Now draw (pseudo) random samples of ten people from the population of twenty. You can do this by assigning each person a number, writing these numbers on a piece of paper, and then pulling ten of the numbers from a hat to form a (sort of) random sample. For each random sample, look at your list of names and record what proportion of the ten people in the sample said “yes” This proportion is the sample statistic. Throw all the numbers back in the hat to simulate sampling with replacement before you draw out your next sample. More simply, you can just write people’s names on scraps of paper and draw ten of them out of the hat each time, and record how many of the ten had answered “yes” to your question. Then put the scraps back in the hat and draw a new sample.

Keep doing this until you have recorded the results (sample statistic) from a lot of samples.
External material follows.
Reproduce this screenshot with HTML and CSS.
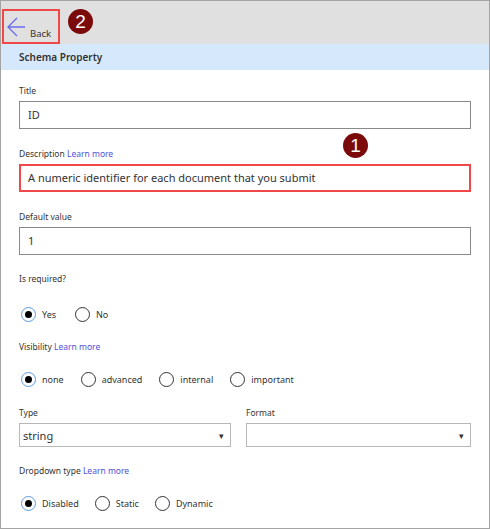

Record each sample proportion.

a) What is the range of sample proportions?

b) When you take the mean of the sample proportions for all your samples, what is it?

c) Make a histogram of your sample outcomes. What does it look like?
If you are doing this as a class experiment, compare your results to those of others.

d) Does the value of the population parameter make a difference in the sampling distribution of outcomes? (At what value of the population parameter do you get the greatest variability in sample outcomes?)

You can simulate this experiment by “creating” your own initial population with its proportion of “yes” answers. You can also experiment by “creating” or actually surveying a larger population and by varying sample size.